S: Oh yeah, that’s the nice thing is that like 3 or 4 years ago, I wished everyone knew who we were and now they pay attention, you know what I mean? Most of the big bands at some point were being approached, and while we’re fighting witheEOne, Metal Blade, and Century Media, we’re on the same level. Now we’re an option for most bands.

Yeah, absolutely. Is the Dillinger Escape Plan just a one-off?

Dillinger Escape Plan is a one off, Morbid Angel isn’t. There is another big thing we’re gonna announce within the next month that’s as big as those two. and that’s not a one-off either, it’s going to be a long term thing. We can’t give the name right now but it is going to be another band of the same size signing to us, that we’ll announce within the next two weeks.

Great.  It seems like the label got a little bit back on the map with Cynic. Would you agree with that?

Yes. We’ve had some success with other bands over here in Europe, but in the US it was quite awhile before we had an album that got some buzz, and Cynic was the band that pretty much helped us, and was a stepping stone to bigger things.

How hard do you find it to run a label that is in the US from France?

Our current setup is that I have 20+ people working in France, and just 3 in the US. So pretty much everything is done by the European office. Whether it’s graphic design, web design, e-shop, we basically have some people here who are just working with synchronizing with the US team. and what we need in the US is promotion, marketing, some of the shipping, and a good distributor. We have all this, but most of the stuff, we try to externalize it to some companies which are fitted for the right bands. I don’t want to have all these people on retainer, and I want to have them when I need them. So its work on a project-to-project basis, but the core of the structure is in Europe, and no offense, but I find it easier and more efficient to work this way so far.

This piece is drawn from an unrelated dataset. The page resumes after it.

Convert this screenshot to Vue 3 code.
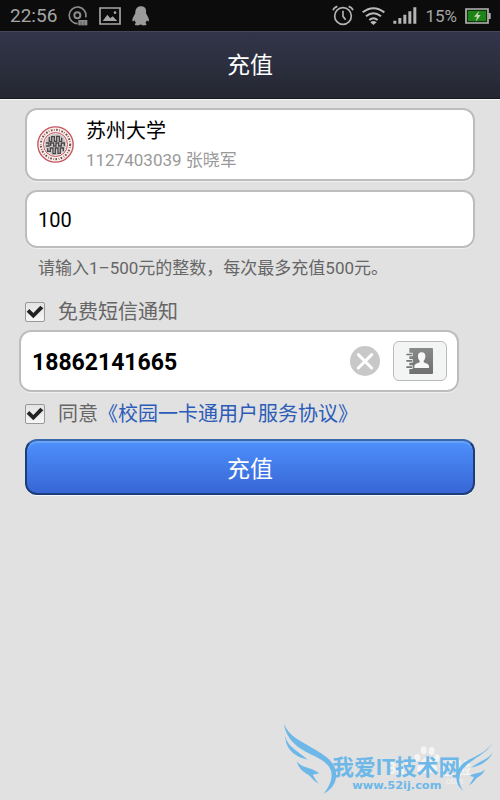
<template>
    <div class="page">
        <!-- Thanh trạng thái -->
        <div class="status-bar">
            <div class="status-group">
                <span class="status-time">22:56</span>
                <svg viewBox="0 0 60 60" width="20" height="20">
                    <path d="M29 53 A25 25 0 1 1 53 34" fill="none" stroke="#8b8b8b" stroke-width="5" />
                    <circle cx="28" cy="28" r="9" fill="none" stroke="#8b8b8b" stroke-width="6" />
                    <path d="M31 42h27v16H31z" fill="#8b8b8b" />
                    <path d="M39 46v12M48 46v12" stroke="#444" stroke-width="2" />
                </svg>
                <svg viewBox="0 0 66 54" width="22" height="18">
                    <path d="M3 3h60v48H3z" fill="none" stroke="#a6a6a6" stroke-width="5" />
                    <path d="M11 42 L25 23 L34 34 L41 28 L55 42z" fill="#a6a6a6" />
                    <circle cx="48" cy="17" r="4" fill="#a6a6a6" />
                </svg>
                <svg viewBox="0 0 54 60" width="18" height="20">
                    <path
                        d="M27 1C16 1 10 9 10 19c0 4-1 5-3 8-4 7-8 16-5 19 2 1 4-2 5-4 1 4 3 6 5 8-4 2-5 8 1 8 5 1 11 0 13-3 2 3 8 4 13 3 6 0 5-6 1-8 2-2 4-4 5-8 1 2 3 5 5 4 3-3-1-12-5-19-2-3-3-4-3-8C44 9 38 1 27 1z"
                        fill="#9b9b9b" />
                </svg>
            </div>
            <div class="status-group right">
                <svg viewBox="0 0 66 63" width="22" height="21">
                    <circle cx="33" cy="33" r="25" fill="none" stroke="#b2b2b2" stroke-width="5" />
                    <path d="M33 17v17l8 10" fill="none" stroke="#b2b2b2" stroke-width="5" />
                    <path d="M3 16 Q6 7 16 4M50 4 Q60 7 63 16" fill="none" stroke="#b2b2b2" stroke-width="5" />
                </svg>
                <svg viewBox="0 0 69 54" width="23" height="18">
                    <g fill="none" stroke="#bababa" stroke-width="6">
                        <path d="M2 16 Q34 -9 67 16" />
                        <path d="M12 28 Q34 10 57 28" />
                        <path d="M22 39 Q34 28 47 39" />
                    </g>
                    <path d="M25 46 Q34 38 44 46 L34 54z" fill="#bababa" />
                </svg>
                <svg viewBox="0 0 72 51" width="24" height="17">
                    <path d="M1 41h9v9H1zM16 33h9v17h-9zM31 23h9v27h-9zM46 13h9v37h-9zM61 1h9v49h-9z" fill="#b4b4b4" />
                </svg>
                <span class="status-battery">15%</span>
                <svg viewBox="0 0 78 48" width="26" height="16">
                    <path d="M3 3h66v42H3z" fill="#14320f" stroke="#b4b4b4" stroke-width="5" />
                    <path d="M9 9h54v30H9z" fill="#1f8417" />
                    <path d="M71 15h6v18h-6z" fill="#b4b4b4" />
                    <path d="M43 8 L27 26h9l-4 15 15-20h-9z" fill="#c5d6bd" />
                </svg>
            </div>
        </div>

        <header class="title-bar">
            <h1>充值</h1>
        </header>

        <form class="recharge-form" @submit.prevent>
            <section class="box account">
                <svg viewBox="0 0 111 111" width="37" height="37">
                    <circle cx="55.5" cy="55.5" r="53" fill="#fbf0ec" stroke="#c4545f" stroke-width="4" />
                    <circle cx="55.5" cy="55.5" r="44" fill="none" stroke="#71514e" stroke-width="6"
                        stroke-dasharray="5 4 2 5" />
                    <circle cx="55.5" cy="55.5" r="36" fill="#f3eeee" stroke="#c4545f" stroke-width="3" />
                    <circle cx="55.5" cy="55.5" r="32" fill="#c9c6c6" />
                    <g fill="none" stroke="#4a4648" stroke-width="4">
                        <path d="M37 33v13h7V32h8v14h7V31h8v15h7V35" />
                        <path d="M27 51h9v9h-9M41 60v-9h9v9h7v-9h8v9h8v-9h9v9" />
                        <path d="M32 67v9h8V66h8v17h7V66h8v16h7V66h9v10" />
                    </g>
                </svg>
                <div class="account-info">
                    <div class="school-name">{{ account.school }}</div>
                    <div class="student">{{ account.studentId }} {{ account.name }}</div>
                </div>
            </section>

            <input v-model="amount" class="box amount" type="text" inputmode="numeric" aria-label="充值" />
            <p class="hint">请输入1–500元的整数，每次最多充值500元。</p>

            <div class="check-row">
                <span class="check">
                    <input id="sms" v-model="smsNotice" type="checkbox" />
                    <svg v-if="smsNotice" viewBox="0 0 60 60" width="20" height="20">
                        <path d="M5 29l8-8 12 12 21-22 9 8-30 30z" fill="#222" />
                    </svg>
                </span>
                <label for="sms">免费短信通知</label>
            </div>

            <div class="box phone">
                <input v-model="phone" type="tel" aria-label="免费短信通知" />
                <button type="button" class="clear-btn" @click="phone = ''">
                    <svg viewBox="0 0 90 90" width="30" height="30">
                        <circle cx="45" cy="45" r="45" fill="#c8c8c8" />
                        <path d="M25 26l40 40M65 26L25 66" stroke="#fff" stroke-width="9" stroke-linecap="round" />
                    </svg>
                </button>
                <button type="button" class="contact-btn">
                    <svg viewBox="0 0 81 78" width="27" height="26">
                        <defs>
                            <linearGradient id="book" x2="0" y2="1">
                                <stop stop-color="#898989" />
                                <stop offset="1" stop-color="#707070" />
                            </linearGradient>
                        </defs>
                        <path d="M10 0h68q3 0 3 3v72q0 3-3 3H10z" fill="url(#book)" />
                        <path d="M0 14h20v11H0zM0 33h20v11H0zM0 52h20v11H0z" fill="#f4f4f4" />
                        <path d="M1 17h17v5H1zM1 36h17v5H1zM1 55h17v5H1z" fill="#777" />
                        <path
                            d="M47 13c-8 0-12 6-11 13 0 6 3 9 5 12v5c-5 3-15 4-16 11v6h44v-6c-1-7-11-8-16-11v-5c2-3 5-6 5-12 1-7-3-13-11-13z"
                            fill="#f8f8f8" />
                    </svg>
                </button>
            </div>

            <div class="check-row">
                <span class="check">
                    <input id="agree" v-model="agreed" type="checkbox" />
                    <svg v-if="agreed" viewBox="0 0 60 60" width="20" height="20">
                        <path d="M5 29l8-8 12 12 21-22 9 8-30 30z" fill="#222" />
                    </svg>
                </span>
                <div class="agree-text">
                    <label for="agree">同意</label><a href="#">《校园一卡通用户服务协议》</a>
                </div>
            </div>

            <button type="submit" class="submit-btn">充值</button>
        </form>

        <footer class="watermark">
            <svg viewBox="0 0 690 270" width="230" height="90">
                <g fill="#f4f4f4">
                    <ellipse cx="461" cy="121" rx="9" ry="12" />
                    <ellipse cx="485" cy="123" rx="9" ry="12" />
                    <ellipse cx="442" cy="143" rx="9" ry="11" />
                    <ellipse cx="501" cy="144" rx="8" ry="11" />
                    <path d="M471 142c-12 0-17 15-25 22-9 10-5 26 11 25h30c15 0 18-15 9-24-9-8-14-23-25-23z" />
                    <text class="mark-back" x="348" y="192">Bai</text>
                    <text class="mark-back" x="506" y="192">经验</text>
                    <text class="mark-small" x="522" y="222">.com</text>
                </g>
                <g fill="#6db8e8">
                    <path d="M42 42C57 80 92 91 128 115C170 139 203 160 198 202C195 229 177 242 161 252C174 233 190 210 183 183C174 151 128 139 95 118C66 100 46 74 42 42z" />
                    <path d="M45 78C53 110 83 123 113 149C78 141 48 122 45 78z" />
                    <path d="M80 154C97 176 120 169 148 190L128 194Q135 207 146 221C127 212 122 196 107 190C93 181 85 171 80 154z" />
                    <path d="M670 94C656 122 636 132 611 149C580 169 563 190 569 220Q572 235 581 242C550 224 556 184 574 165C592 145 650 134 670 94z" />
                    <path d="M669 126C655 149 629 153 603 173C631 167 656 155 669 126z" />
                    <path d="M645 178C632 193 615 187 599 198L612 201Q606 214 597 226C613 218 617 204 625 201C636 195 642 188 645 178z" />
                    <text class="mark-title" x="187" y="196">我爱IT技术网</text>
                    <text class="mark-url" x="247" y="236">www.52ij.com</text>
                </g>
            </svg>
        </footer>
    </div>
</template>

<script setup>
import { ref } from 'vue'

const account = {
    school: '苏州大学',
    studentId: '1127403039',
    name: '张晓军',
}

const amount = ref('100')
const phone = ref('18862141665')
const smsNotice = ref(true)
const agreed = ref(true)
</script>

<style>
body {
    background: #e1e1e1;
}
</style>

<style scoped>
.page {
    min-height: 100vh;
    display: flex;
    flex-direction: column;
    background: #e1e1e1;
    font-family: Roboto, "Noto Sans CJK SC", sans-serif;
}

.page * {
    box-sizing: border-box;
}

svg {
    display: block;
    flex: none;
}

input,
button {
    font-family: inherit;
}

/* Status bar */
.status-bar {
    height: 31px;
    padding: 0 9px 0 10px;
    display: flex;
    justify-content: space-between;
    align-items: center;
    background: #0c0c0c;
    color: #a6a6a6;
}

.status-group {
    display: flex;
    align-items: center;
    gap: 11px;
}

.status-group.right {
    gap: 8px;
}

.status-time {
    font-size: 19px;
}

.status-battery {
    font-size: 17px;
}

.title-bar {
    height: 68px;
    padding-top: 2px;
    display: flex;
    align-items: center;
    justify-content: center;
    background: linear-gradient(#33364a, #242731);
    border-top: 1px solid #44475a;
    border-bottom: 1px solid #15171f;
    box-shadow: 0 1px 0 #f4f4f6;
}

.title-bar h1 {
    margin: 0;
    font-size: 23px;
    font-weight: 400;
    line-height: 32px;
    color: #fff;
}

.recharge-form {
    padding: 9px 25px 0;
    display: flex;
    flex-direction: column;
}

.box {
    background: #fff;
    border: 2px solid #bdbdbd;
    border-radius: 12px;
    box-shadow: 0 1px 0 #f0f0f0;
}

.account {
    height: 73px;
    padding: 0 10px;
    display: flex;
    align-items: center;
    gap: 12px;
}

.school-name {
    font-size: 20px;
    line-height: 30px;
    color: #000;
}

.student {
    font-size: 17px;
    line-height: 28px;
    color: #999;
}

.amount {
    width: 100%;
    height: 58px;
    margin-top: 9px;
    padding: 2px 11px 0;
    font-size: 20px;
    color: #000;
    outline: none;
}

.hint {
    margin: 8px 0 20px;
    padding: 0 13px;
    font-size: 17px;
    line-height: 24px;
    color: #666;
}

.check-row {
    display: flex;
    align-items: center;
    gap: 13px;
    height: 24px;
    font-size: 20px;
    line-height: 24px;
    color: #666;
}

.check {
    display: grid;
}

.check input,
.check svg {
    grid-area: 1 / 1;
}

.check input {
    appearance: none;
    width: 20px;
    height: 20px;
    margin: 0;
    border: 1px solid #999;
    border-radius: 2px;
    background: linear-gradient(#e4e4e4, #f6f6f6);
}

.check svg {
    pointer-events: none;
}

.agree-text a {
    color: #2c5cb8;
    text-decoration: none;
}

.phone {
    height: 62px;
    margin: 6px 16px 10px -6px;
    padding: 0 10px 0 11px;
    display: flex;
    align-items: center;
}

.phone input {
    flex: 1;
    min-width: 0;
    padding: 2px 0 0;
    border: 0;
    outline: none;
    background: none;
    font-size: 23px;
    font-weight: 700;
    color: #000;
}

.clear-btn {
    padding: 0;
    border: 0;
    background: none;
}

.contact-btn {
    width: 54px;
    height: 40px;
    margin-left: 13px;
    padding: 0 0 0 12px;
    border: 1px solid #bbb;
    border-radius: 6px;
    background: #f3f4f4;
}

.submit-btn {
    width: 100%;
    height: 56px;
    margin-top: 13px;
    border: 2px solid #1d3d78;
    border-top-color: #3968ae;
    border-radius: 12px;
    background: linear-gradient(#4d90fc, #3866d5);
    box-shadow: inset 0 2px 0 #67a4f8, 0 1px 0 #f2f6fa;
    font-size: 23px;
    color: #fff;
}

/* Watermark */
.watermark {
    margin-top: auto;
    align-self: flex-end;
}

.mark-back {
    font-size: 48px;
    font-weight: 700;
}

.mark-small {
    font-size: 26px;
}

.mark-title {
    font-size: 65px;
    font-weight: 700;
}

.mark-url {
    font-family: "DejaVu Sans", sans-serif;
    font-size: 34px;
    font-weight: 700;
}
</style>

How important is the United States to the label?

Right now it’s our biggest country, the biggest market, so of course bigger numbers. But overall if we compare; if Europe was one country the numbers would still be bigger than the US. But Europe is not one country, its 12 different markets, and 4 major ones.

Are there any trends that you’re noticing in the metal label industry?

This year I’ve noticed quite a buzz with the licensing. That means even big companies in Japan that have stopped caring about metal for years, like Universal or Columbia are now approaching independent distributors and trying to get some licensing. It’s something I’ve noticed in Japan; an interest where they didn’t have interest in 10 years. But now they seem to be interested. Let’s see how that goes. I’ve also noticed in the US, when you keep trying to get on the scenes you want, and they’re really aggressive reversing policy, so that’s a new player too. and compared to Metal Blade or Century Media, eOne is also a distributor, so they’re very strong. I think this label is the strongest because they’re not only a label. We are a big distributor in France. I mean surviving as only a label is rather difficult, I would say.


So I think the labels which are gonna stay long term are the ones that have been able to diversify. Whether they are booking agents, merch companies, distributors; you can’t just be a label these days.

You need to multitask.

I call it the Highlander Effect; less and less labels out there, but each label that folds makes the other one a little bit stronger.

There can be only one!

Pretty much in the end, but I hope that’s not gonna happen. That wouldn’t be good for us.

No, I think competition is healthy and the more outlets there are out there promoting..

Well especially because all of us now we have more differences, like Century Media has always been very open minded; from black metal bands to Vampires Everywhere, versus labels like Relapse who have a one-genre style and stick to it. Metal Blade has signed Pentagram and Solitude and is trying to create something and going out from the metalcore scene, which they’ve been doing for the past 5 years. and we’re doing our own stuff as well, which is a mix of progressive, technical things like Cynic, Morbid Angel, crazy stuff like Dillinger. But we for example, would never do some things that others would do, that would be more conservative Each of us, we have our own trademarks.